→ **TASK BRIEF**:
Find each line with the string "React" and report it.

(A run of records)
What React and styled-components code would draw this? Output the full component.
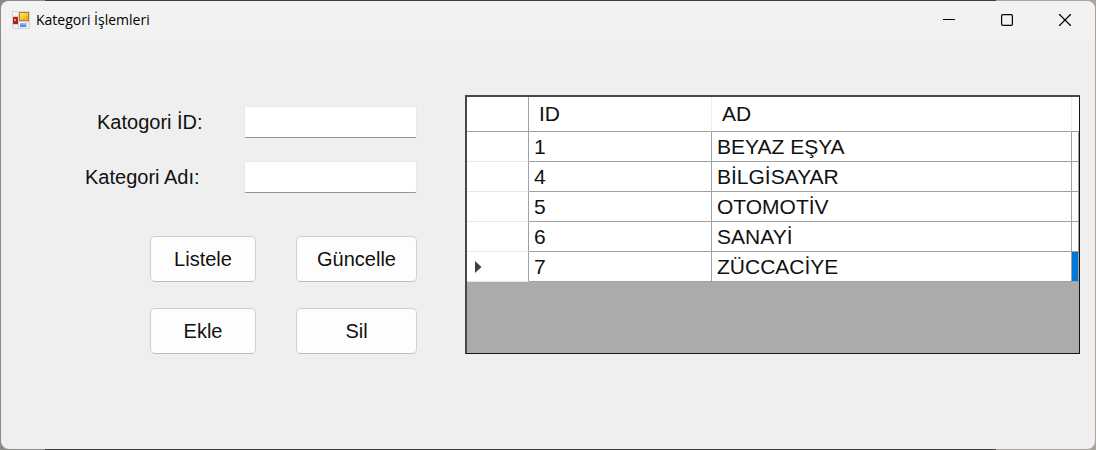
import React from "react";
import styled, { createGlobalStyle } from "styled-components";

const GlobalStyle = createGlobalStyle`
  * { box-sizing: border-box; }
  body {
    margin: 0;
    background: linear-gradient(to right, #8d8b88 0 45px, #3c3a3d 45px calc(100% - 100px), #a9a59d calc(100% - 100px));
    color: #111;
    font-family: "Liberation Sans", Arial, sans-serif;
    font-size: 20px;
    line-height: 24px;
  }
`;

const Desktop = styled.div`
  display: flex;
  min-height: 100vh;
  padding: 1px;
`;

const Window = styled.div`
  flex: 1;
  min-width: 0;
  background: #efefef;
  border-radius: 8px;
  overflow: hidden;
`;

const TitleBar = styled.header`
  display: flex;
  align-items: center;
  height: 38px;
  padding: 0 1px 0 11px;
  background: #f2f2f2;
`;

const Title = styled.h1`
  flex: 1;
  margin: 0 0 0 6px;
  font: 400 14px/20px "Open Sans", "Noto Sans", sans-serif;
  color: #000;
`;

const CaptionButton = styled.button`
  display: grid;
  place-items: center;
  width: 58px;
  height: 38px;
  padding: 0;
  border: 0;
  background: none;
`;

const Content = styled.main`
  display: flex;
  align-items: flex-start;
  gap: 48px;
  padding: 56px 15px 56px 84px;
`;

const Form = styled.form`
  flex: none;
  display: flex;
  flex-direction: column;
  gap: 23px;
  margin: 0;
  padding-top: 11px;
`;

const Field = styled.div`
  display: flex;
  align-items: center;
  justify-content: space-between;
  width: 332px;
`;

const Label = styled.label`
  padding-left: ${(p) => p.$indent || 0}px;
`;

const TextBox = styled.input`
  width: 173px;
  height: 32px;
  padding: 0 6px;
  border: 1px solid #e9e9e9;
  border-bottom: 1px solid #949494;
  border-radius: 2px;
  background: #fff;
  font: inherit;
  outline: none;
`;

const Actions = styled.div`
  display: grid;
  grid-template-columns: 106px 121px;
  justify-content: end;
  gap: 26px 40px;
  margin-top: 20px;
`;

const Button = styled.button`
  height: 46px;
  padding: 0;
  border: 1px solid #d0d0d0;
  border-bottom-color: #bdbdbd;
  border-radius: 5px;
  background: #fdfdfd;
  color: inherit;
  font: inherit;
`;

const GridFrame = styled.div`
  flex: 1;
  min-width: 0;
  min-height: 259px;
  border: 1px solid #151515;
  border-top: 2px solid #484848;
  border-left: 2px solid #484848;
  background: #ababab;
`;

const DataGrid = styled.table`
  width: 100%;
  table-layout: fixed;
  border-collapse: separate;
  border-spacing: 0;
  background: #fff;
  font-size: 21px;
  line-height: 24px;
`;

const Column = styled.col`
  width: ${(p) => p.$width};
`;

const HeaderCell = styled.th`
  height: 35px;
  padding: 0 10px;
  border-right: 1px solid ${(p) => (p.$strong ? "#a0a0a0" : "#ececec")};
  border-bottom: 1px solid #a0a0a0;
  font-weight: 400;
  text-align: left;
  &:last-child {
    padding: 0;
    border-right: 0;
  }
`;

const RowHeader = styled.th`
  height: 30px;
  padding: 0 8px;
  border-right: 1px solid #a0a0a0;
  border-bottom: 1px solid #e6e6e6;
  text-align: left;
  svg { display: block; }
`;

const Cell = styled.td`
  height: 30px;
  padding: 0 5px;
  border-right: 1px solid #a0a0a0;
  border-bottom: 1px solid #a0a0a0;
  background: ${(p) => (p.$selected ? "#0078d7" : "#fff")};
  &:last-child { padding: 0; }
`;

const AppIcon = () => (
  <svg width="18" height="18" viewBox="0 0 18 18" aria-hidden="true">
    <defs>
      <linearGradient id="gold" x1="0" y1="0" x2="1" y2="1">
        <stop offset="0" stopColor="#ffe68a" />
        <stop offset="1" stopColor="#e9a400" />
      </linearGradient>
      <linearGradient id="blue" x1="0" y1="0" x2="0" y2="1">
        <stop offset="0" stopColor="#9cc4ff" />
        <stop offset="1" stopColor="#3d7ae0" />
      </linearGradient>
    </defs>
    <rect width="18" height="18" fill="#d3d3d3" />
    <rect x="1" y="1" width="5" height="4" fill="#f4f4f4" />
    <rect x="1" y="14" width="5" height="3" fill="#f0f0f0" />
    <rect x="15" y="12" width="2" height="5" fill="#f0f0f0" />
    <rect x="1" y="6" width="5" height="7" fill="#b81f1c" />
    <rect x="2" y="8" width="2" height="2" fill="#ee8c80" />
    <rect x="7" y="1" width="10" height="9" fill="#b88311" />
    <rect x="8" y="2" width="8" height="7" fill="url(#gold)" />
    <rect x="7" y="11" width="7" height="6" fill="#f2f5fa" />
    <rect x="8" y="12" width="6" height="4" fill="url(#blue)" />
  </svg>
);

const rows = [
  [1, "BEYAZ EŞYA"],
  [4, "BİLGİSAYAR"],
  [5, "OTOMOTİV"],
  [6, "SANAYİ"],
  [7, "ZÜCCACİYE"],
];
const currentId = 7;

export default function App() {
  return (
    <>
      <GlobalStyle />
      <Desktop>
        <Window>
          <TitleBar>
            <AppIcon />
            <Title>Kategori İşlemleri</Title>
            <CaptionButton type="button" aria-label="Simge durumuna küçült">
              <svg width="12" height="12" viewBox="0 0 12 12">
                <path d="M0 5.5H12" stroke="#000" />
              </svg>
            </CaptionButton>
            <CaptionButton type="button" aria-label="Ekranı kapla">
              <svg width="12" height="12" viewBox="0 0 12 12">
                <rect x="0.6" y="0.6" width="10.8" height="10.8" rx="1.2" fill="none" stroke="#000" strokeWidth="1.2" />
              </svg>
            </CaptionButton>
            <CaptionButton type="button" aria-label="Kapat">
              <svg width="12" height="12" viewBox="0 0 12 12">
                <path d="M0.5 0.5L11.5 11.5M11.5 0.5L0.5 11.5" stroke="#000" strokeWidth="1.2" strokeLinecap="round" />
              </svg>
            </CaptionButton>
          </TitleBar>
          <Content>
            <Form onSubmit={(e) => e.preventDefault()}>
              <Field>
                <Label htmlFor="category-id" $indent={12}>Katogori İD:</Label>
                <TextBox id="category-id" type="text" />
              </Field>
              <Field>
                <Label htmlFor="category-name">Kategori Adı:</Label>
                <TextBox id="category-name" type="text" />
              </Field>
              <Actions>
                <Button type="button">Listele</Button>
                <Button type="button">Güncelle</Button>
                <Button type="button">Ekle</Button>
                <Button type="button">Sil</Button>
              </Actions>
            </Form>
            <GridFrame>
              <DataGrid>
                <colgroup>
                  <Column $width="62px" />
                  <Column $width="183px" />
                  <Column $width="auto" />
                  <Column $width="7px" />
                </colgroup>
                <thead>
                  <tr>
                    <HeaderCell $strong />
                    <HeaderCell scope="col">ID</HeaderCell>
                    <HeaderCell scope="col">AD</HeaderCell>
                    <HeaderCell />
                  </tr>
                </thead>
                <tbody>
                  {rows.map(([id, name]) => (
                    <tr key={id}>
                      <RowHeader scope="row">
                        {id === currentId && (
                          <svg width="7" height="12" viewBox="0 0 7 12" aria-label="Geçerli satır">
                            <path d="M0 0L6.5 6L0 12Z" fill="#404040" />
                          </svg>
                        )}
                      </RowHeader>
                      <Cell>{id}</Cell>
                      <Cell>{name}</Cell>
                      <Cell $selected={id === currentId} />
                    </tr>
                  ))}
                </tbody>
              </DataGrid>
            </GridFrame>
          </Content>
        </Window>
      </Desktop>
    </>
  );
}
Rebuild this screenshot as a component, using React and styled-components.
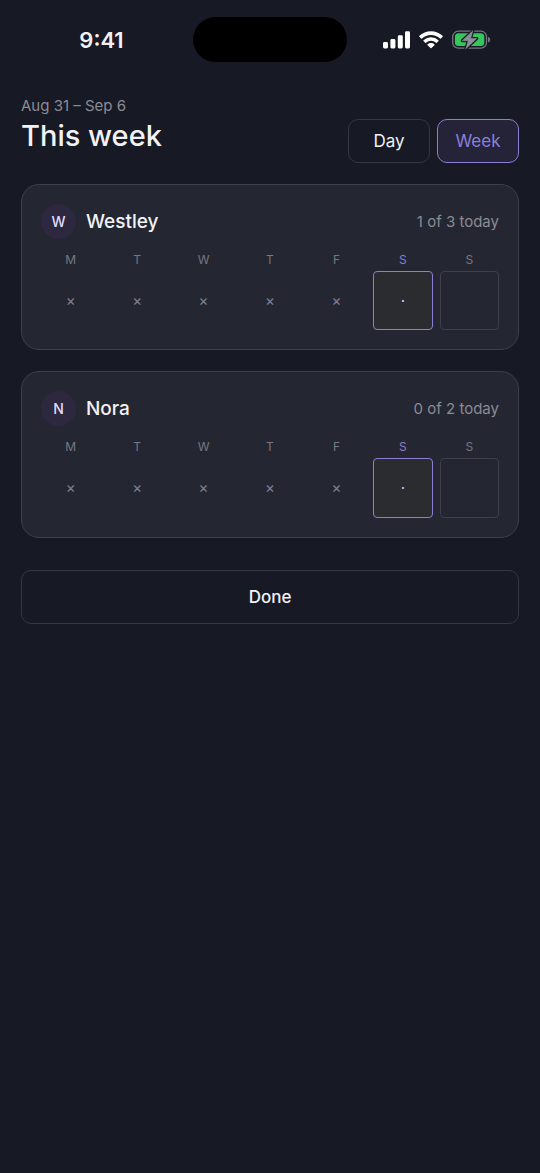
import React, { useState } from "react";
import styled, { createGlobalStyle } from "styled-components";

const color = {
  page: "#171924",
  card: "#242631",
  line: "#3e3f4b",
  lineSoft: "#343642",
  text: "#f2f2f5",
  muted: "#8b8b95",
  faint: "#777882",
  accent: "#8b7fd6",
};

const GlobalStyle = createGlobalStyle`
  *, *::before, *::after { box-sizing: border-box; }
  html { background: ${color.page}; }
  body {
    margin: 0;
    background: ${color.page};
    color: ${color.text};
    font-family: Inter, "Liberation Sans", sans-serif;
    -webkit-font-smoothing: antialiased;
  }
  h1, h2, p { margin: 0; }
  button { font: inherit; color: inherit; margin: 0; padding: 0; cursor: pointer; }
`;

const Screen = styled.div`
  min-height: 100vh;
  display: flex;
  flex-direction: column;
`;

const StatusBar = styled.div`
  display: grid;
  grid-template-columns: 1fr 154px 1fr;
  align-items: center;
  padding: 17px 0 16px;
`;

const Clock = styled.time`
  justify-self: center;
  padding-left: 10px;
  font-size: 22px;
  line-height: 24px;
  font-weight: 600;
`;

const Island = styled.div`
  height: 45px;
  border-radius: 24px;
  background: #000;
`;

const StatusIcons = styled.div`
  justify-self: center;
  display: flex;
  align-items: center;
  gap: 9px;
  padding-right: 13px;

  svg { display: block; }
`;

const Main = styled.main`
  display: flex;
  flex-direction: column;
  padding: 17px 21px 32px;
`;

const Header = styled.header`
  display: flex;
  justify-content: space-between;
  align-items: flex-end;
  margin-bottom: 21px;
`;

const Heading = styled.div`
  display: flex;
  flex-direction: column;
  padding-bottom: 8px;
`;

const DateRange = styled.p`
  font-size: 15px;
  line-height: 22px;
  color: ${color.muted};
`;

const Title = styled.h1`
  font-size: 29px;
  line-height: 38px;
  font-weight: 500;
`;

const Toggle = styled.div`
  display: flex;
  gap: 7px;
`;

const ToggleButton = styled.button`
  width: 82px;
  height: 44px;
  border: 1px solid ${(p) => (p.$active ? color.accent : color.lineSoft)};
  border-radius: 10px;
  background: ${(p) => (p.$active ? "#242338" : "transparent")};
  color: ${(p) => (p.$active ? color.accent : color.text)};
  font-size: 17px;
  line-height: 22px;
`;

const Cards = styled.div`
  display: flex;
  flex-direction: column;
  gap: 21px;
`;

const Card = styled.section`
  padding: 19px;
  border: 1px solid ${color.line};
  border-radius: 18px;
  background: ${color.card};
`;

const CardHeader = styled.div`
  display: flex;
  align-items: center;
  gap: 10px;
`;

const Avatar = styled.span`
  width: 35px;
  height: 35px;
  border-radius: 50%;
  display: grid;
  place-items: center;
  background: #2d2740;
  color: #e2dcfa;
  font-size: 14px;
  line-height: 20px;
  font-weight: 500;
`;

const Name = styled.h2`
  flex: 1;
  font-size: 19px;
  line-height: 24px;
  font-weight: 500;
`;

const Progress = styled.p`
  font-size: 15px;
  line-height: 22px;
  color: ${color.muted};
`;

const Week = styled.div`
  display: grid;
  grid-template-columns: repeat(7, 1fr);
  gap: 7px;
  margin-top: 13px;
`;

const Day = styled.div`
  display: flex;
  flex-direction: column;
  gap: 3px;
  text-align: center;
`;

const DayLabel = styled.span`
  font-size: 12px;
  line-height: 16px;
  color: ${(p) => (p.$today ? color.accent : color.faint)};
`;

const cellLook = {
  missed: `border-color: transparent; background: transparent;`,
  today: `border-color: ${color.accent}; background: #2b2c30;`,
  upcoming: `border-color: ${color.line}; background: transparent;`,
};

const DayCell = styled.button`
  aspect-ratio: 1;
  display: grid;
  place-items: center;
  border: 1px solid;
  border-radius: 4px;
  font-size: 15px;
  line-height: 20px;
  ${(p) => cellLook[p.$state]}
  color: ${(p) => (p.$state === "today" ? "#d6d0f5" : "#7f8093")};
`;

const DoneButton = styled.button`
  height: 54px;
  margin-top: 32px;
  border: 1px solid ${color.lineSoft};
  border-radius: 10px;
  background: transparent;
  font-size: 17px;
  line-height: 22px;
  font-weight: 500;
`;

const mark = { missed: "×", today: "·", upcoming: "" };

const days = [
  ["M", "Monday", "missed"],
  ["T", "Tuesday", "missed"],
  ["W", "Wednesday", "missed"],
  ["T", "Thursday", "missed"],
  ["F", "Friday", "missed"],
  ["S", "Saturday", "today"],
  ["S", "Sunday", "upcoming"],
];

const people = [
  { name: "Westley", progress: "1 of 3 today" },
  { name: "Nora", progress: "0 of 2 today" },
];

function SignalIcon() {
  return (
    <svg width="27" height="18" viewBox="0 0 27 18" fill="#fff" aria-hidden="true">
      <rect x="0" y="11" width="5" height="6.500" rx="1.400" />
      <rect x="7.400" y="8" width="5" height="9.500" rx="1.400" />
      <rect x="14.800" y="4.300" width="5" height="13.200" rx="1.400" />
      <rect x="22" y="0.300" width="5" height="17.200" rx="1.400" />
    </svg>
  );
}

function WifiIcon() {
  return (
    <svg width="24" height="18" viewBox="0 0 24 18" fill="#fff" aria-hidden="true">
      <path d="M12 0.200C16.500 0.200 20.600 1.900 23.600 4.800a.6.6 0 0 1 0 .9L21.900 7.400a.6.6 0 0 1-.9 0A13 13 0 0 0 12 3.900 13 13 0 0 0 3 7.400a.6.6 0 0 1-.9 0L.4 5.700a.6.6 0 0 1 0-.9C3.400 1.900 7.500 .2 12 .2Z" />
      <path d="M12 6.200a10.700 10.700 0 0 1 7.500 3 .6.6 0 0 1 0 .9l-1.700 1.700a.6.6 0 0 1-.8 0A7.300 7.300 0 0 0 12 9.800a7.300 7.300 0 0 0-5 2 .6.6 0 0 1-.8 0L4.500 10.100a.6.6 0 0 1 0-.9 10.700 10.700 0 0 1 7.500-3Z" />
      <path d="M12 12c1.300 0 2.500.5 3.400 1.300a.6.6 0 0 1 0 .9l-2.900 2.900a.7.7 0 0 1-1 0l-2.900-2.900a.6.6 0 0 1 0-.9c.9-.8 2.100-1.300 3.400-1.300Z" />
    </svg>
  );
}

function BatteryIcon() {
  const bolt = "M20.800 0.800 10.300 10.700H16.300L13.800 18.800 24.800 8.400H18.600Z";
  return (
    <svg width="39" height="20" viewBox="0 0 39 20" aria-hidden="true">
      <rect x="0.700" y="1.200" width="33.800" height="17" rx="5.600" fill="none" stroke="#747580" strokeWidth="1.300" />
      <path d="M36 6.800c1.300.4 2.200 1.500 2.200 2.900S37.300 12.200 36 12.600Z" fill="#747580" />
      <rect x="2.900" y="3.300" width="29.400" height="12.800" rx="3.600" fill="#34c759" />
      <path d={bolt} fill={color.page} stroke={color.page} strokeWidth="3" strokeLinejoin="round" />
      <path d={bolt} fill="#8d8e97" stroke="#8d8e97" strokeWidth="0.600" strokeLinejoin="round" />
    </svg>
  );
}

function PersonCard({ name, progress }) {
  return (
    <Card aria-label={name}>
      <CardHeader>
        <Avatar aria-hidden="true">{name[0]}</Avatar>
        <Name>{name}</Name>
        <Progress>{progress}</Progress>
      </CardHeader>
      <Week>
        {days.map(([letter, day, state]) => (
          <Day key={day}>
            <DayLabel $today={state === "today"}>{letter}</DayLabel>
            <DayCell type="button" $state={state} aria-label={`${day}, ${state}`}>
              {mark[state]}
            </DayCell>
          </Day>
        ))}
      </Week>
    </Card>
  );
}

export default function App() {
  const [view, setView] = useState("Week");
  return (
    <Screen>
      <GlobalStyle />
      <StatusBar>
        <Clock>9:41</Clock>
        <Island />
        <StatusIcons>
          <SignalIcon />
          <WifiIcon />
          <BatteryIcon />
        </StatusIcons>
      </StatusBar>
      <Main>
        <Header>
          <Heading>
            <DateRange>Aug 31 – Sep 6</DateRange>
            <Title>This week</Title>
          </Heading>
          <Toggle>
            {["Day", "Week"].map((v) => (
              <ToggleButton
                key={v}
                type="button"
                $active={view === v}
                aria-pressed={view === v}
                onClick={() => setView(v)}
              >
                {v}
              </ToggleButton>
            ))}
          </Toggle>
        </Header>
        <Cards>
          {people.map((p) => (
            <PersonCard key={p.name} {...p} />
          ))}
        </Cards>
        <DoneButton type="button">Done</DoneButton>
      </Main>
    </Screen>
  );
}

→ **ANSWER IN FULL**:
What React and styled-components code would draw this? Output the full component.
import React from "react";
Rebuild this screenshot as a component, using React and styled-components.
import React, { useState } from "react";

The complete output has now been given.